┌─ DATASET CONTENT

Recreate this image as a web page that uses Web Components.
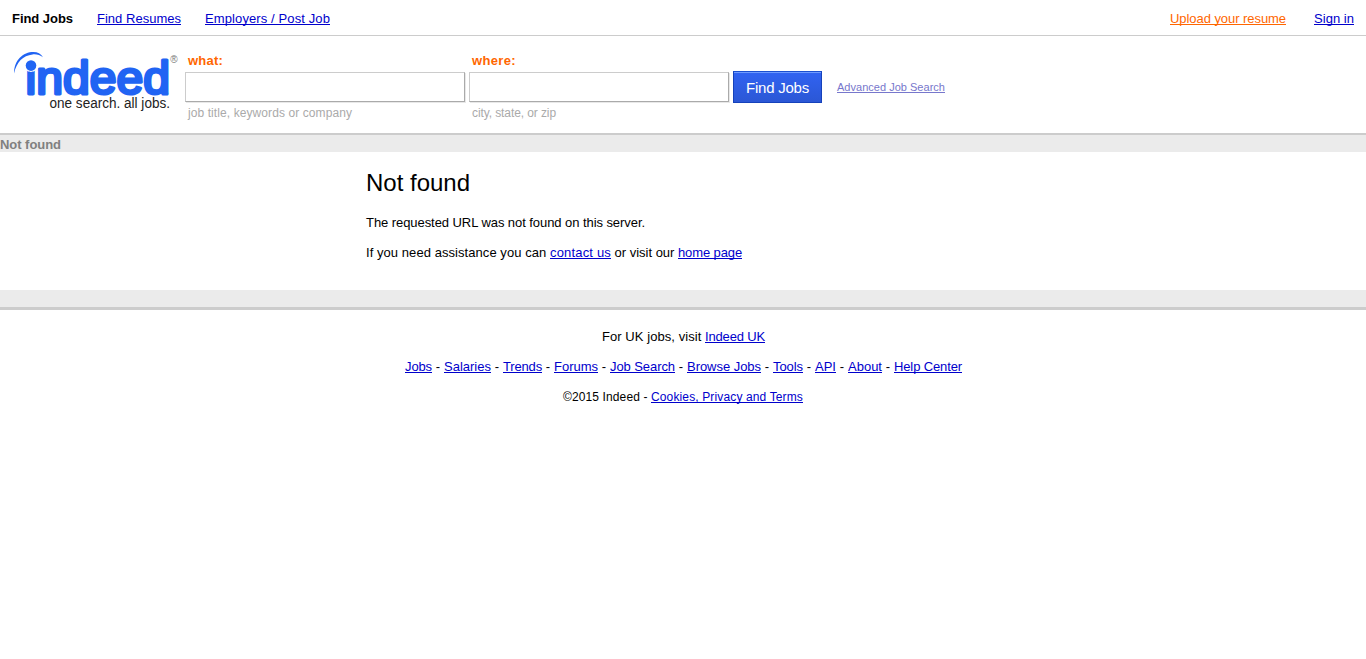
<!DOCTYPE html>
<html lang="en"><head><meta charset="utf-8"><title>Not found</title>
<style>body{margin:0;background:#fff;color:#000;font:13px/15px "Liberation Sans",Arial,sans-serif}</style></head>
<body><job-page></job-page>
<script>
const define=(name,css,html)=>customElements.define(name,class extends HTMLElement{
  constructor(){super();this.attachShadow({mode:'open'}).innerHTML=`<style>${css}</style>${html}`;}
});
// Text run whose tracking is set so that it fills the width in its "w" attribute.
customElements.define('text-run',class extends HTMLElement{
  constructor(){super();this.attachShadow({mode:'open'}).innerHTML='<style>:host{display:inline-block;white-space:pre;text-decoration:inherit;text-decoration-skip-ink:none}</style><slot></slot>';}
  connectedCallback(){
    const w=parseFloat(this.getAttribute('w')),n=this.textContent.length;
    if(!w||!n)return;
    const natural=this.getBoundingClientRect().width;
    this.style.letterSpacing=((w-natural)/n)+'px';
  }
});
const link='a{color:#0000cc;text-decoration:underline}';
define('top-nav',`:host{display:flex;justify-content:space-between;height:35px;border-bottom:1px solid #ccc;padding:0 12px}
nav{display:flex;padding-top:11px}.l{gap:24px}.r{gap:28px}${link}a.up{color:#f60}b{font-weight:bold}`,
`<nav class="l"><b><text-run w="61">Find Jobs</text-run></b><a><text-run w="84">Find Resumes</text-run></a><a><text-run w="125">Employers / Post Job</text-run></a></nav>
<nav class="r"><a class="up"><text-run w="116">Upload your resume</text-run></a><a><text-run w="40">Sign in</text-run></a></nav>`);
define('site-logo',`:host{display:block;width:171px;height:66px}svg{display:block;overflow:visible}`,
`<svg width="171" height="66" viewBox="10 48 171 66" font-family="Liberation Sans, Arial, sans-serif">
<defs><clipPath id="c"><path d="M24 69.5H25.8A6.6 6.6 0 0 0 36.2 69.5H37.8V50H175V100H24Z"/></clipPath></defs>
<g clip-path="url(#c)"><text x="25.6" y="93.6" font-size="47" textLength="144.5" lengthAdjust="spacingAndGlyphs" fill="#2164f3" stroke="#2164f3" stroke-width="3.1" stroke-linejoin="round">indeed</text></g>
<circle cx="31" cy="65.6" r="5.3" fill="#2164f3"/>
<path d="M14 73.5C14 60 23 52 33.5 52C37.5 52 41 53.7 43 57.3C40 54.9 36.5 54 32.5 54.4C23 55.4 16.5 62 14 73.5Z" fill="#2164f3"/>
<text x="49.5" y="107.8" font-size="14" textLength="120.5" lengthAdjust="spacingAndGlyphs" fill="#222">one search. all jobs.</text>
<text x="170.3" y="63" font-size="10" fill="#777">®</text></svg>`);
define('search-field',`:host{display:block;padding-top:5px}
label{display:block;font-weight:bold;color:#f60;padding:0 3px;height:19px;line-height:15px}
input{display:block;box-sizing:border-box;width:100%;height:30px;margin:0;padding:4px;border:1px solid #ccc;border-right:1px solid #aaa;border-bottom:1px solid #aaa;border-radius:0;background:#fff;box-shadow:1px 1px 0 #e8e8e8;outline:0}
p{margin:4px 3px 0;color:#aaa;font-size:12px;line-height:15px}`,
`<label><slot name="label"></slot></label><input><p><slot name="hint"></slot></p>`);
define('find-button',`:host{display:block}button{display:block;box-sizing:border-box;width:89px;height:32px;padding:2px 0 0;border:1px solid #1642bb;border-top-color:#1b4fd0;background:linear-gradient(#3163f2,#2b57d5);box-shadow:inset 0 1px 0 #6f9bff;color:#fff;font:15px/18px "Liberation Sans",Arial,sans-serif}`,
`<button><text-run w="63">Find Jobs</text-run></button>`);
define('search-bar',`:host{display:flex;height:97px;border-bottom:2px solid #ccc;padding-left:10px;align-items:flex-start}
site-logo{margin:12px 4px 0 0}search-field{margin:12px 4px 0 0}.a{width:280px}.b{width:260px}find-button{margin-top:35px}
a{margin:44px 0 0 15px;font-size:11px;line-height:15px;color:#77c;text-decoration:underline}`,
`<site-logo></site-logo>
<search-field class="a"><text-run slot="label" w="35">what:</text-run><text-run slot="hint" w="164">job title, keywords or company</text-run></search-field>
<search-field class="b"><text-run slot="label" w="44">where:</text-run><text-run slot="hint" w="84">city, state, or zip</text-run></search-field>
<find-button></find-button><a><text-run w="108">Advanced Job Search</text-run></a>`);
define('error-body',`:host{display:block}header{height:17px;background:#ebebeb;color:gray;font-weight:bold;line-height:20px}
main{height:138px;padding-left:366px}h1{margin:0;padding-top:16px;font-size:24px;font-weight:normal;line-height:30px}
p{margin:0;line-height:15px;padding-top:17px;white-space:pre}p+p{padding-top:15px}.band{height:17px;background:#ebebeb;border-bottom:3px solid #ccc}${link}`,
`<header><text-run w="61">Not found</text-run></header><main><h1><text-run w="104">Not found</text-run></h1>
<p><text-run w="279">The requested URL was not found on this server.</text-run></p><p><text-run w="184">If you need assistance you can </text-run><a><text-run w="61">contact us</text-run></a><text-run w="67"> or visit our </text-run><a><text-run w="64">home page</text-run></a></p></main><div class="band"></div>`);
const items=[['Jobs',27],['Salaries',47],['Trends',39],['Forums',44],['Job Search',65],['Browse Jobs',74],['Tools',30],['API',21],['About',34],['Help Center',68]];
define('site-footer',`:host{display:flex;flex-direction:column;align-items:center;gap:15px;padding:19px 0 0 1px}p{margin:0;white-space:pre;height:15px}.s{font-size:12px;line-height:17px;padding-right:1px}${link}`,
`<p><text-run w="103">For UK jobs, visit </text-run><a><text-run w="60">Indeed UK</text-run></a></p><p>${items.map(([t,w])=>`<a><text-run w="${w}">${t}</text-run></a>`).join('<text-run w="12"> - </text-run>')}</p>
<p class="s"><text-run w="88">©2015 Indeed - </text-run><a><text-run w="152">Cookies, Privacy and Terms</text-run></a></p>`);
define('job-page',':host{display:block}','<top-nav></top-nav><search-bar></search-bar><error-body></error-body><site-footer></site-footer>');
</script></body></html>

└─

● **STATED GOAL**
Copy out each line exactly, without the pictures.

● **OUTPUT**
Recreate this image as a web page that uses Web Components.
<!DOCTYPE html>
<html lang="en"><head><meta charset="utf-8"><title>Not found</title>
<style>body{margin:0;background:#fff;color:#000;font:13px/15px "Liberation Sans",Arial,sans-serif}</style></head>
<body><job-page></job-page>
<script>
const define=(name,css,html)=>customElements.define(name,class extends HTMLElement{
  constructor(){super();this.attachShadow({mode:'open'}).innerHTML=`<style>${css}</style>${html}`;}
});
// Text run whose tracking is set so that it fills the width in its "w" attribute.
customElements.define('text-run',class extends HTMLElement{
  constructor(){super();this.attachShadow({mode:'open'}).innerHTML='<style>:host{display:inline-block;white-space:pre;text-decoration:inherit;text-decoration-skip-ink:none}</style><slot></slot>';}
  connectedCallback(){
    const w=parseFloat(this.getAttribute('w')),n=this.textContent.length;
    if(!w||!n)return;
    const natural=this.getBoundingClientRect().width;
    this.style.letterSpacing=((w-natural)/n)+'px';
  }
});
const link='a{color:#0000cc;text-decoration:underline}';
define('top-nav',`:host{display:flex;justify-content:space-between;height:35px;border-bottom:1px solid #ccc;padding:0 12px}
nav{display:flex;padding-top:11px}.l{gap:24px}.r{gap:28px}${link}a.up{color:#f60}b{font-weight:bold}`,
`<nav class="l"><b><text-run w="61">Find Jobs</text-run></b><a><text-run w="84">Find Resumes</text-run></a><a><text-run w="125">Employers / Post Job</text-run></a></nav>
<nav class="r"><a class="up"><text-run w="116">Upload your resume</text-run></a><a><text-run w="40">Sign in</text-run></a></nav>`);
define('site-logo',`:host{display:block;width:171px;height:66px}svg{display:block;overflow:visible}`,
`<svg width="171" height="66" viewBox="10 48 171 66" font-family="Liberation Sans, Arial, sans-serif">
<defs><clipPath id="c"><path d="M24 69.5H25.8A6.6 6.6 0 0 0 36.2 69.5H37.8V50H175V100H24Z"/></clipPath></defs>
<g clip-path="url(#c)"><text x="25.6" y="93.6" font-size="47" textLength="144.5" lengthAdjust="spacingAndGlyphs" fill="#2164f3" stroke="#2164f3" stroke-width="3.1" stroke-linejoin="round">indeed</text></g>
<circle cx="31" cy="65.6" r="5.3" fill="#2164f3"/>
<path d="M14 73.5C14 60 23 52 33.5 52C37.5 52 41 53.7 43 57.3C40 54.9 36.5 54 32.5 54.4C23 55.4 16.5 62 14 73.5Z" fill="#2164f3"/>
<text x="49.5" y="107.8" font-size="14" textLength="120.5" lengthAdjust="spacingAndGlyphs" fill="#222">one search. all jobs.</text>
<text x="170.3" y="63" font-size="10" fill="#777">®</text></svg>`);
define('search-field',`:host{display:block;padding-top:5px}
label{display:block;font-weight:bold;color:#f60;padding:0 3px;height:19px;line-height:15px}
input{display:block;box-sizing:border-box;width:100%;height:30px;margin:0;padding:4px;border:1px solid #ccc;border-right:1px solid #aaa;border-bottom:1px solid #aaa;border-radius:0;background:#fff;box-shadow:1px 1px 0 #e8e8e8;outline:0}
p{margin:4px 3px 0;color:#aaa;font-size:12px;line-height:15px}`,
`<label><slot name="label"></slot></label><input><p><slot name="hint"></slot></p>`);
define('find-button',`:host{display:block}button{display:block;box-sizing:border-box;width:89px;height:32px;padding:2px 0 0;border:1px solid #1642bb;border-top-color:#1b4fd0;background:linear-gradient(#3163f2,#2b57d5);box-shadow:inset 0 1px 0 #6f9bff;color:#fff;font:15px/18px "Liberation Sans",Arial,sans-serif}`,
`<button><text-run w="63">Find Jobs</text-run></button>`);
define('search-bar',`:host{display:flex;height:97px;border-bottom:2px solid #ccc;padding-left:10px;align-items:flex-start}
site-logo{margin:12px 4px 0 0}search-field{margin:12px 4px 0 0}.a{width:280px}.b{width:260px}find-button{margin-top:35px}
a{margin:44px 0 0 15px;font-size:11px;line-height:15px;color:#77c;text-decoration:underline}`,
`<site-logo></site-logo>
<search-field class="a"><text-run slot="label" w="35">what:</text-run><text-run slot="hint" w="164">job title, keywords or company</text-run></search-field>
<search-field class="b"><text-run slot="label" w="44">where:</text-run><text-run slot="hint" w="84">city, state, or zip</text-run></search-field>
<find-button></find-button><a><text-run w="108">Advanced Job Search</text-run></a>`);
define('error-body',`:host{display:block}header{height:17px;background:#ebebeb;color:gray;font-weight:bold;line-height:20px}
main{height:138px;padding-left:366px}h1{margin:0;padding-top:16px;font-size:24px;font-weight:normal;line-height:30px}
p{margin:0;line-height:15px;padding-top:17px;white-space:pre}p+p{padding-top:15px}.band{height:17px;background:#ebebeb;border-bottom:3px solid #ccc}${link}`,
`<header><text-run w="61">Not found</text-run></header><main><h1><text-run w="104">Not found</text-run></h1>
<p><text-run w="279">The requested URL was not found on this server.</text-run></p><p><text-run w="184">If you need assistance you can </text-run><a><text-run w="61">contact us</text-run></a><text-run w="67"> or visit our </text-run><a><text-run w="64">home page</text-run></a></p></main><div class="band"></div>`);
const items=[['Jobs',27],['Salaries',47],['Trends',39],['Forums',44],['Job Search',65],['Browse Jobs',74],['Tools',30],['API',21],['About',34],['Help Center',68]];
define('site-footer',`:host{display:flex;flex-direction:column;align-items:center;gap:15px;padding:19px 0 0 1px}p{margin:0;white-space:pre;height:15px}.s{font-size:12px;line-height:17px;padding-right:1px}${link}`,
`<p><text-run w="103">For UK jobs, visit </text-run><a><text-run w="60">Indeed UK</text-run></a></p><p>${items.map(([t,w])=>`<a><text-run w="${w}">${t}</text-run></a>`).join('<text-run w="12"> - </text-run>')}</p>
<p class="s"><text-run w="88">©2015 Indeed - </text-run><a><text-run w="152">Cookies, Privacy and Terms</text-run></a></p>`);
define('job-page',':host{display:block}','<top-nav></top-nav><search-bar></search-bar><error-body></error-body><site-footer></site-footer>');
</script></body></html>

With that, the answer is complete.